Güney Afrika delegasyonunun UAD’ye sunduğu gibi, İsrail’in soykırımı, onun temel nedenleri bağlamında görülmelidir: İsrail’in 75 yıllık yerleşimci-sömürgecilik ve apartheid rejimi. İsrail Apartheid’ı Haftası, 2005’teki başlangıcından bu yana, İsrail apartheid’ı hakkında uluslararası eğitimi ve İsrail’e karşı eylemliliği seferber etmektedir. Bu yüzden soykırımı sona erdirmek ve apartheid’ı ortadan kaldırmak amacıyla küresel baskıyı artırmaya bu yıl her zamankinden daha fazla ihtiyaç var. Soykırım da, apartheid da, devletlerin, şirketlerin ve kurumların, özellikle de sömürgeci Batı’nın suç ortaklığı olmadan devam edemez.

Filistinliler bu soykırım karşısında azimli bir şekilde dururken ve kurtuluş mücadelemizi ısrarla sürdürürken, biz umut ve gücü Cakarta’dan Washington’a, Cape Town’dan Londra’ya, Rabat’tan Bağdat’a kadar kitlesel gösterilerde, Belçika, İtalya, Yunanistan, Türkiye ve diğer yerlerde İsrail’e silah sevkiyatını durdurmaya yönelik sendikal eylemlerde; dünya çapındaki yüzlerce yaratıcı sivil itaatsizlik eyleminde (oturma eylemleri, barışçıl işgaller, grevler, vb.); hızla büyüyen tabandan BDS kampanyaları ve askeri ambargo çağrılarında; ırksal, yerli, iklim, cinsiyet ve sosyal adalet temelli hareketlerin güçlü dayanışma beyanlarında; önde gelen sanatçıların, yazarların, akademisyenlerin, soykırım konusunda uluslararası uzmanların yanı sıra ilerici Yahudi grupları, insan hakları ve sivil hak örgütlerinin kamuoyunda gündeme gelen açıklamalarında ve dünya çapında bir milyon yerel, tabandan gelen dayanışma eylemi ve yaratıcı girişimde ifadesini bulan küresel dayanışmadan alıyoruz.

Dünya Mahkemesi’nde yargılanan yalnızca İsrail apartheid’ı değil.

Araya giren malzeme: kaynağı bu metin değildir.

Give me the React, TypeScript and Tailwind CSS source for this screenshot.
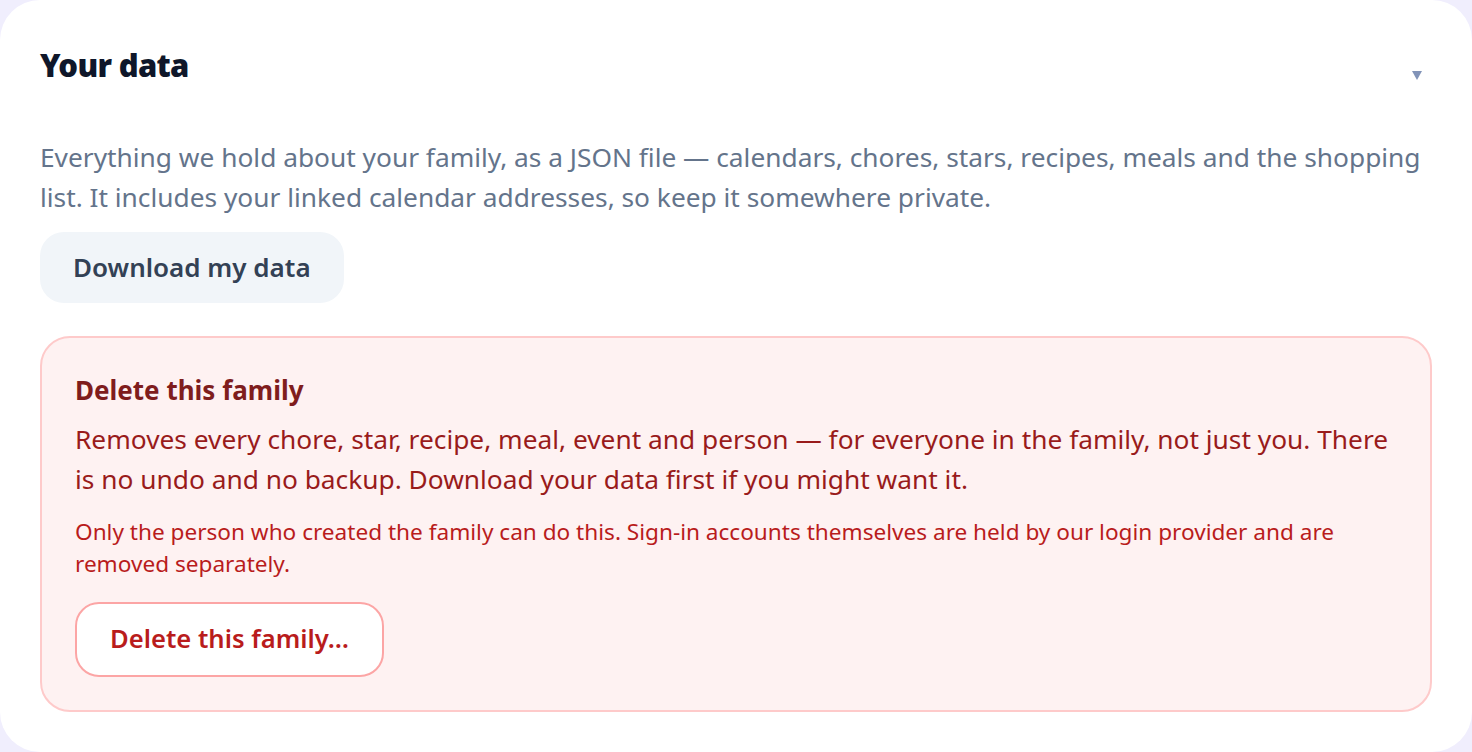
const FONT = "font-['Noto_Sans','Open_Sans',sans-serif]";

export default function App() {
  return (
    <div className={`min-h-screen bg-[#f0eefd] ${FONT}`}>
      <section className="h-[752px] rounded-[40px] bg-white px-10 pt-[38px]">
        {/* Header */}
        <div className="flex items-start justify-between">
          <h2 className="text-[31px] font-black leading-[54px] tracking-[-0.7px] text-[#0f172a]">
            Your data
          </h2>
          <svg className="mr-[10px] mt-[33px]" width="10" height="9" viewBox="0 0 10 9">
            <polygon points="0,0 10,0 5,9" fill="#8193b8" />
          </svg>
        </div>

        {/* Export */}
        <p className="mt-[45px] text-[26.3px] leading-[40px] text-[#64748b]">
          Everything we hold about your family, as a JSON file — calendars, chores, stars, recipes, meals and the
          shopping list. It includes your linked calendar addresses, so keep it somewhere private.
        </p>
        <button className="mt-[15px] h-[71px] rounded-[24px] bg-[#f1f5f9] px-[33px] text-[26px] font-semibold text-[#334155]">
          Download my data
        </button>

        {/* Danger zone */}
        <div className="mt-[33px] rounded-[30px] border-2 border-[#fecaca] bg-[#fef2f2] px-[33px] pb-[33px] pt-[32px]">
          <h3 className="text-[26px] font-bold leading-[40px] text-[#7f1d1d]">Delete this family</h3>
          <p className="mt-[9px] text-[26.3px] leading-[40px] text-[#991b1b]">
            Removes every chore, star, recipe, meal, event and person — for everyone in the family, not just you. There
            is no undo and no backup. Download your data first if you might want it.
          </p>
          <p className="mt-[17px] text-[22.6px] leading-[32px] text-[#b91c1c]">
            Only the person who created the family can do this. Sign-in accounts themselves are held by our login
            provider and are removed separately.
          </p>
          <button className="mt-[22px] h-[75px] rounded-[24px] border-2 border-[#fca5a5] bg-white px-[33px] text-[25.6px] font-semibold text-[#b91c1c]">
            Delete this family…
          </button>
        </div>
      </section>
    </div>
  );
}
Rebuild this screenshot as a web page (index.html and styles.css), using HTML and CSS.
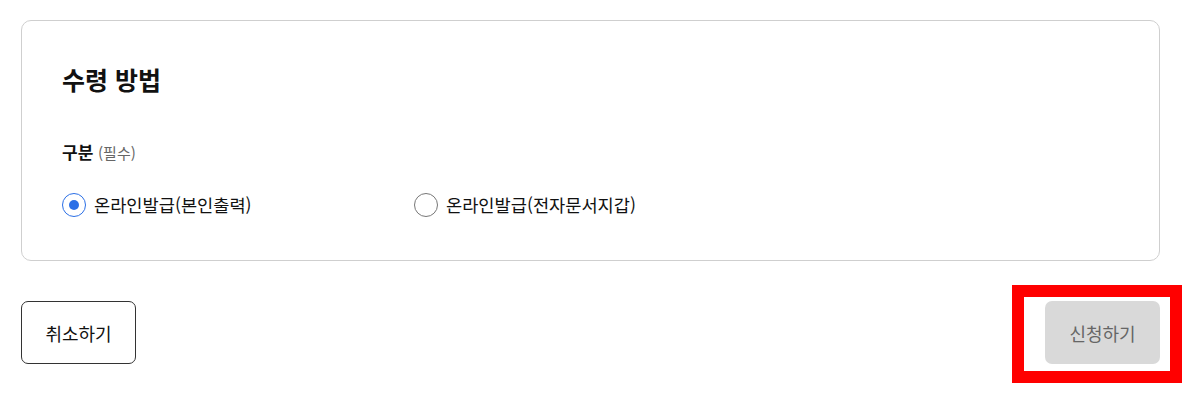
FILE: index.html
```html
<!DOCTYPE html>
<html lang="ko">
<head>
<meta charset="utf-8">
<link rel="stylesheet" href="styles.css">
</head>
<body>
<div class="page">
  <section class="card">
    <h2 class="title">수령 방법</h2>
    <div class="label">구분 <span class="req">(필수)</span></div>
    <div class="radios">
      <label class="radio checked"><span class="circle"></span><span class="rtext">온라인발급(본인출력)</span></label>
      <label class="radio"><span class="circle"></span><span class="rtext">온라인발급(전자문서지갑)</span></label>
    </div>
  </section>
  <div class="actions">
    <button class="btn cancel">취소하기</button>
    <div class="highlight"><button class="btn submit">신청하기</button></div>
  </div>
</div>
</body>
</html>
```
FILE: styles.css
```css
* { box-sizing: border-box; }
html, body { margin: 0; padding: 0; background: #fff; }
body { font-family: "Noto Sans CJK KR", "Noto Sans", sans-serif; color: #111; }
.page { width: 1186px; padding: 20px 26px 0 21px; }
.card {
  width: 1139px;
  height: 241px;
  border: 1px solid #cfcfcf;
  border-radius: 10px;
  padding: 39px 40px 0 40px;
}
.title { margin: 0; font-size: 25px; font-weight: 700; line-height: 38px; color: #111; }
.label { margin-top: 42px; font-size: 17px; font-weight: 700; line-height: 24px; }
.req { font-size: 15px; font-weight: 400; color: #666; }
.radios { display: flex; margin-top: 28px; }
.radio { display: flex; align-items: center; gap: 8px; font-size: 17.6px; line-height: 24px; }
.radio:first-child { width: 352px; }
.circle {
  width: 24px; height: 24px; border-radius: 50%;
  border: 1.5px solid #777; display: flex; align-items: center; justify-content: center;
  background: #fff;
}
.radio.checked .circle { border-color: #2b6fe6; }
.radio.checked .circle::after { content: ""; width: 10px; height: 10px; border-radius: 50%; background: #2b6fe6; }
.actions { display: flex; justify-content: space-between; align-items: flex-start; margin-top: 24px; }
.btn {
  font-family: inherit; font-size: 18px; height: 63px; border-radius: 7px; padding: 0;
}
.cancel { width: 115px; margin-top: 16px; background: #fff; border: 1px solid #333; color: #111; }
.highlight { border: 12px solid #ff0000; padding: 4px 10px 0 21px; margin-right: -22px; height: 98px; }
.submit { width: 115px; background: #d9d9d9; border: none; color: #666; }
```
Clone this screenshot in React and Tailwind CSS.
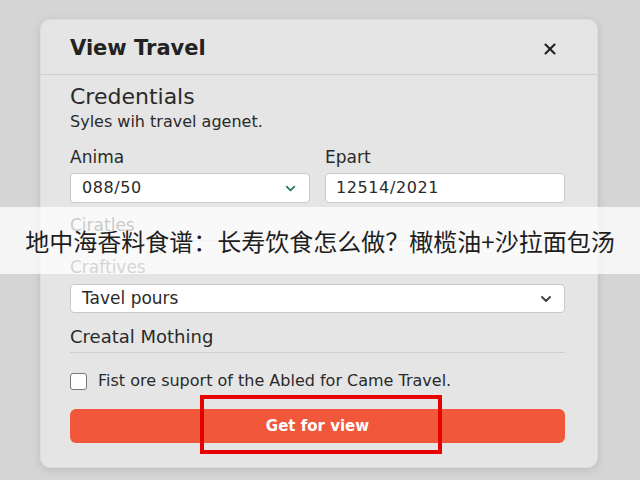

Mevcut soykırımla sonuçlanan baskı sistemine yardım ve yardakçılık eden tüm devletler, şirketler ve kurumlar da yargılanıyor. Ancak uluslararası hukuk mekanizmaları yalnızca uluslararası hukukun adalet mücadelemize hizmet etmesini sağlamak için kolektif eylemliliğimizi kullanırsak etkili olabilir.

Güney Afrika, Filistinlilerin uluslararası alanda tanınan, devredilemez kendi kaderini tayin hakkını ve uluslararası alanda tanınan özgürlüklerini, mülteci olarak şu anda İsrail Devleti olarak tanımlanan kasaba ve köylerine geri dönüş haklarını kasıtlı olarak inkar eden, Filistin halkını sistematik ve zorla mülksüzleştiren, yerinden eden ve parçalayan İsrail’in 1948’den bu yana süren sömürgeleştirmesini, Filistin halkının sürmekte olan Nakba’sını kabul etti.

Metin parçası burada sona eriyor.